Thinking about making a New Wave Requiem trailer got me to thinking about a Victorian Age Vampire trailer which got me to thinking about where I could swipe imagery from and I thought Victorian films, horror films, Victorian horror films, Doctor Who episodes, flashbacks in Buffy and Angel... Alias, like the Requiem one? No, Sydney never went on a mission involving time travel... Hmm...

So I immediately started thinking of a superspy series with time travel as the exotic background.

There's never been a show exactly like that, the closest I can think is Time Cop. There's a TVTropes page called Time Travellers Are Spies but it's about time travellers being mistaken for spies because they act suspicious.

GURPS Time Travel has a fleshed-out setting along those lines, with two competing futures trying to make themselves real, so maybe something to think on. I may come back to this one.

"Where do you get your ideas?" "Sainsbury's!"

(The above quote from Russell T Davies.)

While looking for who I'd swiped a Buffy character idea from, searching through my saved-from-RPGnet Word files I looked at Inane Campaign Ideas By Title for the first time in a goodly couple of years, and The Vampire Queen Of Dark Moon Station caught my eye.

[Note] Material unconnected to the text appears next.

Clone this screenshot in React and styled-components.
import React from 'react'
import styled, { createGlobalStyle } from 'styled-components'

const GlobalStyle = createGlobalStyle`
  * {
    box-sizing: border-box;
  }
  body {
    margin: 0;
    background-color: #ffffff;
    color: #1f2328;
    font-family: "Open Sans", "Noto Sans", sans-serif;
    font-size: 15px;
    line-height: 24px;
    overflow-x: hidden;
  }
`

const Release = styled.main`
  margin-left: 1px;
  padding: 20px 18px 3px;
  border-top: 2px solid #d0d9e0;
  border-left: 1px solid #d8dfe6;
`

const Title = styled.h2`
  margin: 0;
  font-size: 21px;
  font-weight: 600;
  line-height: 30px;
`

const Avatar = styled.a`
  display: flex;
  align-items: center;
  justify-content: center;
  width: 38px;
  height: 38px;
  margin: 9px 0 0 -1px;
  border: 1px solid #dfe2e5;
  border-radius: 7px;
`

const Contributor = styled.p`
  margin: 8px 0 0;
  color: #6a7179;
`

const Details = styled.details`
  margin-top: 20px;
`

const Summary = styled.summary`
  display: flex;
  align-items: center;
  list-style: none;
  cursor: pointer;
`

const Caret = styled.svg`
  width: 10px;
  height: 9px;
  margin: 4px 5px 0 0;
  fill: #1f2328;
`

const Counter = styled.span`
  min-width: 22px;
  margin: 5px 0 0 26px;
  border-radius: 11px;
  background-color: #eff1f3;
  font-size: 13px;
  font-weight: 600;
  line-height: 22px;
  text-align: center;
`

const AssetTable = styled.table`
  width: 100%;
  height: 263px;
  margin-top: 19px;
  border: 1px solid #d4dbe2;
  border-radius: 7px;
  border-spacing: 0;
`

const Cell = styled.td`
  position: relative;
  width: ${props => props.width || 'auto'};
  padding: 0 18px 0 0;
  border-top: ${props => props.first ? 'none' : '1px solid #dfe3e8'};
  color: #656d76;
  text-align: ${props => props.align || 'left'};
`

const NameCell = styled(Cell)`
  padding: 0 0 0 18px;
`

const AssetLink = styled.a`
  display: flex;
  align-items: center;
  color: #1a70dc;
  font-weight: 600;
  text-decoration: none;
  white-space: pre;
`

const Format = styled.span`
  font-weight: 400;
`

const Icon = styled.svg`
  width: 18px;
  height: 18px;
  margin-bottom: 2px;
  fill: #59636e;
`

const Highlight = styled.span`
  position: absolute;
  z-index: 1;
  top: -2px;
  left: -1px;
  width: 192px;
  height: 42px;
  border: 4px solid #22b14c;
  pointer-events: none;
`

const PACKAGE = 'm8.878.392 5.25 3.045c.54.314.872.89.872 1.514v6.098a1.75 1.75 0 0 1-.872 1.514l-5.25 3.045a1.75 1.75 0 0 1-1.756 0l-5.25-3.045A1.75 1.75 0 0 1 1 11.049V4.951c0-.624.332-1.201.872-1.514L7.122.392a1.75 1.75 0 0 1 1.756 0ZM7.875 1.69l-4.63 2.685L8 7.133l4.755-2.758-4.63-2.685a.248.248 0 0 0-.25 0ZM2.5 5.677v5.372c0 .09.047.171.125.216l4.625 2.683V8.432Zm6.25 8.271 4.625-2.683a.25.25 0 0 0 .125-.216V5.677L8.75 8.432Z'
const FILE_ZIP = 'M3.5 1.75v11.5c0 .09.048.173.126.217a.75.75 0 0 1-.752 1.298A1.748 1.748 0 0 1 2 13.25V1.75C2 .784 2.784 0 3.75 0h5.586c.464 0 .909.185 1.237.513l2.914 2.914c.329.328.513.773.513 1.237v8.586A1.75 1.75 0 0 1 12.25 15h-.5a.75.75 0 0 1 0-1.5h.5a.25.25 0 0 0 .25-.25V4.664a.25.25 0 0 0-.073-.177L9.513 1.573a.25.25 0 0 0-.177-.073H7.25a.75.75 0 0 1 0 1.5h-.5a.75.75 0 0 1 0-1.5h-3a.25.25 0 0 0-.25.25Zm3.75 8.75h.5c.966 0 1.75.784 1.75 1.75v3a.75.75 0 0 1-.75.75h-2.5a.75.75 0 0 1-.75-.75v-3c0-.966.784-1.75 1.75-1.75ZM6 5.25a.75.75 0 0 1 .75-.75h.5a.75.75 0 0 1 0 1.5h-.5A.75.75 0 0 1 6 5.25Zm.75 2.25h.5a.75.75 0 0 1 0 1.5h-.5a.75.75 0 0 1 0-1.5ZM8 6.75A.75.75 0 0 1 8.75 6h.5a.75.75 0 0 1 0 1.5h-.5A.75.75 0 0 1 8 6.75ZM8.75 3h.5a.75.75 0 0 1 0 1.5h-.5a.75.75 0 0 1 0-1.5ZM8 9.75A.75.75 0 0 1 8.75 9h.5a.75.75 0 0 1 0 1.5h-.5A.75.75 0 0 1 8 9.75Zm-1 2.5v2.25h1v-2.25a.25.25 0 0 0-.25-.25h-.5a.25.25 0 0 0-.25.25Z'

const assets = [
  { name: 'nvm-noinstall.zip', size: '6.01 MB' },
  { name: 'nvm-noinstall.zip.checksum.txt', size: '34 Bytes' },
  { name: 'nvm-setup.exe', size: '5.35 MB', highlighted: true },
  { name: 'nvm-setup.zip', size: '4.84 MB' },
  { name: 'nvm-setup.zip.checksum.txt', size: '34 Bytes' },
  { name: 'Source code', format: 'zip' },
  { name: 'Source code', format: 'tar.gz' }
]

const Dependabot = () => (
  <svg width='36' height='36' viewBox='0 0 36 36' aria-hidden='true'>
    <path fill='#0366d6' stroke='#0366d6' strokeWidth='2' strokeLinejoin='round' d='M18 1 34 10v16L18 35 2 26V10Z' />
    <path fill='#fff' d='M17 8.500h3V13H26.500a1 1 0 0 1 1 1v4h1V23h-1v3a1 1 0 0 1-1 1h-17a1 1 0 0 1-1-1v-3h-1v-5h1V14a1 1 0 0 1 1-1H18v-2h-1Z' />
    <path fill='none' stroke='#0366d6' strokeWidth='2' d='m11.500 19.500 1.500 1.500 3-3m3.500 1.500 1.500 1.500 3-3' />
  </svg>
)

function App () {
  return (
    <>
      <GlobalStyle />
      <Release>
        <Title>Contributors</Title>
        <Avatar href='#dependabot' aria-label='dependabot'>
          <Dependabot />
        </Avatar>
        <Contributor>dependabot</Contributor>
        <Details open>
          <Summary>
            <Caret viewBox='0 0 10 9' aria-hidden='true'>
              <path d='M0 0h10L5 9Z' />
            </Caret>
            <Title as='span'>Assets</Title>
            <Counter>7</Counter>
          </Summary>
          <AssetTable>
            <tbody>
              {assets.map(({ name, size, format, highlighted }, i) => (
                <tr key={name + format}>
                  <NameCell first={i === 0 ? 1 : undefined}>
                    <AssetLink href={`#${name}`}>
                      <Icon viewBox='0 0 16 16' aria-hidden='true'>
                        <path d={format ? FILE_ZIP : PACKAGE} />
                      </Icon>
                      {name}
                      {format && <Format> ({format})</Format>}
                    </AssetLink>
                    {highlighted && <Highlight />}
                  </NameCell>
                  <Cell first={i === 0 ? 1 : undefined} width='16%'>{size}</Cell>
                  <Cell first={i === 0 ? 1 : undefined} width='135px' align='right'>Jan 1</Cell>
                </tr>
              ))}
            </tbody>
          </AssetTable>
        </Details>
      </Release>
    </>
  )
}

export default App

A shoo-in for a space-spanning genre clash like Doctor Who but it could be a superhero hook or something for Infinite Macabre just as easily. Taking that idea and running with it in various directions could lead to as much variety as Black Swan starting on the same page as The Wrestler.

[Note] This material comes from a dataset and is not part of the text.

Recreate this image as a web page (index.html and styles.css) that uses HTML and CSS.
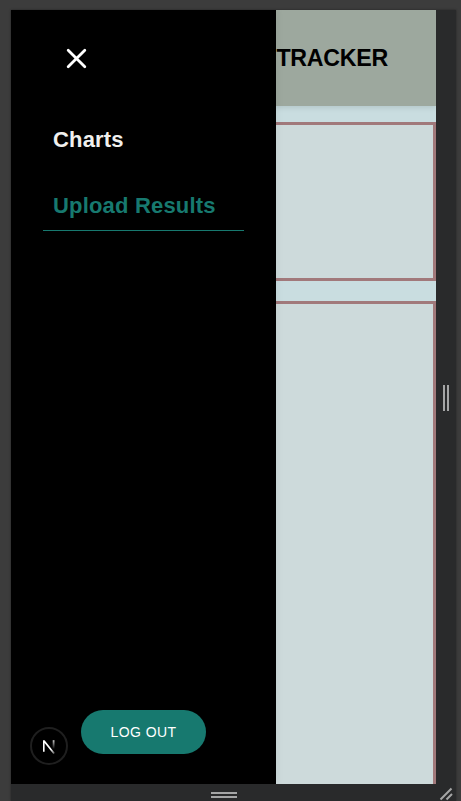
FILE: index.html
```html
<!DOCTYPE html>
<html lang="en">
<head>
<meta charset="utf-8">
<title>Tracker</title>
<link rel="stylesheet" href="styles.css">
</head>
<body>
<div class="frame">
  <div class="device">
    <header class="header"><h1 class="title">TRACKER</h1></header>
    <main class="content">
      <section class="panel panel-short"></section>
      <section class="panel panel-tall"></section>
    </main>
    <aside class="drawer">
      <button class="close" aria-label="Close">
        <svg width="22" height="22" viewBox="0 0 22 22"><path d="M2.2 2.2 18.8 18.8M18.8 2.2 2.2 18.8" stroke="#fff" stroke-width="2.8" stroke-linecap="round"/></svg>
      </button>
      <nav class="nav">
        <a class="link">Charts</a>
        <a class="link link-active">Upload Results</a>
      </nav>
      <button class="logout">LOG OUT</button>
      <div class="badge">
        <svg width="38" height="38" viewBox="0 0 38 38">
          <defs>
            <linearGradient id="diag" gradientUnits="userSpaceOnUse" x1="18" y1="18" x2="24.5" y2="26"><stop offset=".5" stop-color="#fff"/><stop offset="1" stop-color="#fff" stop-opacity=".4"/></linearGradient>
            <linearGradient id="stem" gradientUnits="userSpaceOnUse" x1="0" y1="13" x2="0" y2="22"><stop offset="0" stop-color="#fff" stop-opacity=".8"/><stop offset="1" stop-color="#fff" stop-opacity="0"/></linearGradient>
          </defs>
          <circle cx="19" cy="19" r="18" fill="#000" stroke="#1f1f1f" stroke-width="2"/>
          <path d="M13 13.2h1.6L24.8 26l-1.4 1L14.6 16v8.8H13z" fill="url(#diag)"/>
          <path d="M23.6 13.2V22" stroke="url(#stem)" stroke-width="1.8"/>
        </svg>
      </div>
    </aside>
  </div>
  <div class="handle handle-side"><i class="grip-side"></i></div>
  <div class="handle handle-bottom"><i class="grip-bottom"></i></div>
  <div class="handle corner">
    <svg width="20" height="17" viewBox="0 0 20 17"><path d="M4.5 15.5 15.5 4.5M10.5 15.5 16 10" stroke="#a5a6a6" stroke-width="2"/></svg>
  </div>
</div>
</body>
</html>
```
FILE: styles.css
```css
* { box-sizing: border-box; }
body {
  margin: 0;
  height: 801px;
  overflow: hidden;
  padding: 10px 5px 0 11px;
  background: #3c3c3c;
  font-family: "Liberation Sans", Arial, sans-serif;
}
button { border: 0; padding: 0; font: inherit; }
svg { display: block; }
.frame {
  display: grid;
  grid-template-columns: 425px 20px;
  grid-template-rows: 774px 17px;
  box-shadow: 0 0 2px #222;
}
.device {
  position: relative;
  overflow: hidden;
  background: #c9dde0;
}
.header {
  height: 96px;
  display: flex;
  align-items: center;
  justify-content: flex-end;
  padding-right: 48px;
  background: #9da89e;
  box-shadow: 0 2px 5px rgba(0, 0, 0, .1);
}
.title {
  margin: 0;
  font-size: 23.2px;
  line-height: 28px;
  letter-spacing: -.25px;
  color: #000;
}
.content {
  display: flex;
  flex-direction: column;
  gap: 20px;
  padding-top: 16px;
}
.panel {
  border: 3px solid #a1797b;
  background: #cddadb;
}
.panel-short { height: 159px; }
.panel-tall { height: 520px; }
.drawer {
  position: absolute;
  inset: 0 auto 0 0;
  width: 265px;
  display: flex;
  flex-direction: column;
  background: #000;
  box-shadow: 0 0 8px rgba(0, 0, 0, .08);
}
.close {
  width: 22px;
  height: 22px;
  margin: 38px 0 0 55px;
  background: none;
}
.nav {
  display: flex;
  flex-direction: column;
  gap: 16px;
  margin: 45px 32px 0;
}
.link {
  height: 50px;
  padding: 0 10px;
  border-bottom: 1px solid transparent;
  font-size: 22px;
  font-weight: 700;
  line-height: 50px;
  letter-spacing: .18px;
  white-space: nowrap;
  color: #f0f0ee;
}
.link-active {
  color: #17796f;
  border-bottom-color: #17796f;
}
.logout {
  width: 125px;
  height: 44px;
  margin: auto 0 30px 70px;
  border-radius: 22px;
  background: #17796f;
  color: #fff;
  font-size: 14px;
  letter-spacing: .4px;
}
.badge {
  position: absolute;
  left: 19px;
  bottom: 19px;
}
.handle {
  display: flex;
  align-items: center;
  justify-content: center;
  background: #292a2b;
}
.grip-side {
  width: 6px;
  height: 26px;
  margin-top: 2px;
  border: solid #a5a6a6;
  border-width: 0 2px;
}
.grip-bottom {
  width: 26px;
  height: 6px;
  margin-top: 5px;
  border: solid #a5a6a6;
  border-width: 2px 0;
}
```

In fact, the only time I ever have trouble coming up with ideas is when I actually have to fit them into a specific game. Which is why, for example, that a year running a military SF game with one alien species, no psychics or time travel or anything like that resulted in me having enough ideas that I couldn't do in it to sketch out a season's worth of Star Trek. And why I could run The Vampire Queen Of Dark Moon Station in tomorrow's Doctor Who game, but I just had a space station last week so I should probably leave it for a while, and I need an idea I can use tomorrow instead of thinking about it...

Saturday, 5 February 2011

Primeval, some hints from Gar Hanrahan

From Primeval - Any Thoughts On The Soon-To-Be-Released Game?

The manuscript is done, more or less, so I can pop back here and give a few more details.

1) The book takes a toolkit approach to the setting, breaking it down into elements (PRIMEVAL=time anomalies + dinosaurs + secret conspiracies) and then building a campaign out of those elements. So, you've got the ARC as your default framework, but there are three other sample setups (dinosaur safaris for the super-rich, little village under siege by dinosaurs, WWII special forces).

2) It's using a slightly tweaked version of the Doctor Who system - 95% the same, but some Traits have been changed, there are no special powers, and the system's a bit more lethal. Initiative's changed too.

3) There's a special subsystem to handle 'temporal damage'. Basically, if you change the timeline, you accrue temporal damage as a group. The GM rolls to see what effect this damage has. You may get lucky, and find that the damage has no effect, or it might stick around and stack with next week's adventure, or you end up jumping timelines and erasing people from existence.

4) Monster behaviour has its own rule system, too; different creatures have different reactions and special attacks.